Por tudo quanto visto, incide na hipótese as disposições do Código de Defesa do Consumidor, sendo a recorrente empresa de website que, alem de locar os espaços em seu site, recebe comissão pelas transações comerciais realizadas.
Portanto, cabe-lhe o dever de cautela no cadastramento dos anunciantes e parceiros e a obrigação de reparar eventuais danos provenientes de acidente de consumo, vez que apenas permite que o usuário venha a ter informações, ainda assim precárias, sobre o vendedor, após o internauta haver confirmado a compra, não lhe sendo permitido o direito de desistência.
Não se olvide também dos princípios de lealdade e boa fé que devem presidir os relacionamentos. Ao confirmar o negocio no site da recorrente o recorrido depositou confiança em tal site, na suposição de se tratar de negocio serio e seguro.
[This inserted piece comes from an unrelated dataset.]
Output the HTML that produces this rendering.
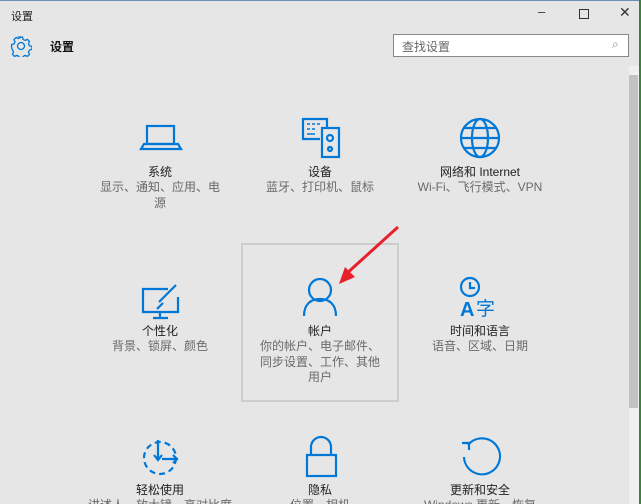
<!DOCTYPE html>
<html><head><meta charset="utf-8"><style>
*{margin:0;padding:0;box-sizing:border-box}
html,body{width:641px;height:504px;overflow:hidden}
body{background:#e6e6e6;font-family:"Liberation Sans","Noto Sans CJK SC",sans-serif;position:relative}
.a{position:absolute}
.t{position:absolute;width:160px;text-align:center;font-size:12px;color:#222;line-height:16px}
.s{position:absolute;width:130px;text-align:center;font-size:12px;color:#6a6a6a;line-height:15.5px}
</style></head><body>
<div class="a" style="left:0;top:0;width:641px;height:1px;background:#6b8fb5"></div>
<div class="a" style="left:11px;top:8px;font-size:11px;color:#222">设置</div>
<div class="a" style="left:538px;top:4px;font-size:13px;color:#333">–</div>
<div class="a" style="left:579px;top:9px;width:10px;height:10px;border:1px solid #333"></div>
<div class="a" style="left:619px;top:4px;font-size:14px;color:#333">✕</div>
<svg class="a" style="left:10px;top:35px" width="22" height="22" viewBox="0 0 22 22"><g fill="none" stroke="#0078d7" stroke-width="1.3"><circle cx="11" cy="11" r="3.5"/><path d="M9.5 2h3l.6 2.4 2 1 2.3-1 2.1 2.1-1 2.3 1 2 2.4.6v3l-2.4.6-1 2 1 2.3-2.1 2.1-2.3-1-2 1-.6 2.4h-3l-.6-2.4-2-1-2.3 1-2.1-2.1 1-2.3-1-2L1.6 12.5v-3l2.4-.6 1-2-1-2.3 2.1-2.1 2.3 1 2-1z"/></g></svg>
<div class="a" style="left:50px;top:38px;font-size:12px;font-weight:bold;color:#111">设置</div>
<div class="a" style="left:393px;top:34px;width:236px;height:23px;border:1px solid #888;background:#fff"></div>
<div class="a" style="left:402px;top:38px;font-size:12px;color:#666">查找设置</div>
<div class="a" style="left:612px;top:37px;font-size:12px;color:#888">⌕</div>
<div class="a" style="left:629px;top:66px;width:10px;height:438px;background:#f0f0f0"></div>
<div class="a" style="left:629px;top:75px;width:9px;height:333px;background:#c2c2c2"></div>
<div class="a" style="left:639px;top:0;width:2px;height:504px;background:#3a7f3a"></div>
<div class="a" style="left:241px;top:243px;width:158px;height:159px;border:2px solid #ccc"></div>
<svg class="a" style="left:0;top:0" width="641" height="504"><g fill="none" stroke="#0078d7" stroke-width="2.2">
<rect x="147" y="126" width="27" height="18"/><path d="M141 149h40l-3-5h-34z"/>
<path d="M320 139h-17v-20h24v8"/><rect x="322" y="128" width="17" height="29"/><circle cx="330" cy="138" r="3"/><circle cx="330" cy="149" r="2"/>
<path d="M307 124h3M312 124h3M317 124h3M307 129h3M312 129h3M307 134h8" stroke-width="1.6"/>
<circle cx="480" cy="138" r="19"/><ellipse cx="480" cy="138" rx="8" ry="19"/><path d="M461 138h38M464 128h32M464 148h32"/>
<path d="M168 289h-25v23h35v-15M160 312v5M153 318h15"/><path d="M176 285l-17 17M163 303l-6 6"/>
<circle cx="320" cy="290" r="11"/><path d="M304 316c0-12 7-17 16-17s16 5 16 17"/>
<circle cx="470" cy="287" r="9"/><path d="M470 282v6h5"/>
<circle cx="160" cy="458" r="16" stroke-dasharray="6 4"/><path d="M158 440v19M154 455l4 5 4-5M162 459h16M173 455l4 4-4 4"/>
<path d="M311 455v-8a10 10 0 0 1 20 0v8"/><rect x="307" y="455" width="29" height="21"/>
<path d="M468 445a18 18 0 1 1 -4 12"/><path d="M462 443h7v7"/>
</g>
<text x="460" y="316" fill="#0078d7" font-size="20" font-weight="bold" font-family="Liberation Sans">A</text>
<text x="476" y="315" fill="#0078d7" font-size="19" font-family="Noto Sans CJK SC">字</text>
<path d="M398 227L345 275" stroke="#e8202a" stroke-width="3"/><path d="M339 284l6-17 10 10z" fill="#e8202a"/>
</svg>
<div class="t" style="left:80px;top:164px">系统</div>
<div class="s" style="left:95px;top:180px">显示、通知、应用、电源</div>
<div class="t" style="left:240px;top:164px">设备</div>
<div class="s" style="left:255px;top:180px;width:130px">蓝牙、打印机、鼠标</div>
<div class="t" style="left:400px;top:164px">网络和 Internet</div>
<div class="s" style="left:400px;top:180px;width:160px">Wi-Fi、飞行模式、VPN</div>
<div class="t" style="left:80px;top:323px">个性化</div>
<div class="s" style="left:95px;top:339px">背景、锁屏、颜色</div>
<div class="t" style="left:240px;top:323px">帐户</div>
<div class="s" style="left:255px;top:339px">你的帐户、电子邮件、同步设置、工作、其他用户</div>
<div class="t" style="left:400px;top:323px">时间和语言</div>
<div class="s" style="left:415px;top:339px">语音、区域、日期</div>
<div class="t" style="left:80px;top:482px">轻松使用</div>
<div class="s" style="left:85px;top:498px;width:150px;white-space:nowrap">讲述人、放大镜、高对比度</div>
<div class="t" style="left:240px;top:482px">隐私</div>
<div class="s" style="left:255px;top:498px">位置、相机</div>
<div class="t" style="left:400px;top:482px">更新和安全</div>
<div class="s" style="left:405px;top:498px;width:150px;white-space:nowrap">Windows 更新、恢复</div>
</body></html>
Desse modo, a recorrente deve arcar com os riscos de sua atividade, tendo em vista a condição de sua solidariedade passiva, devendo esmerar-se para evitar que estelionatários possam utilizar-se de sua pagina para enganar os consumidores, casos em que arcará com os prejuízos que daí advierem, sem embargo do direito de regresso em face de seus parceiros.
Com base nessas considerações, a r.sentença hostilizada merece ser mantida.
A recorrente pagará as custas processuais e honorários advocatícios de 15% sobre o valor da condenação, nos termos do artigo 55 da LJE.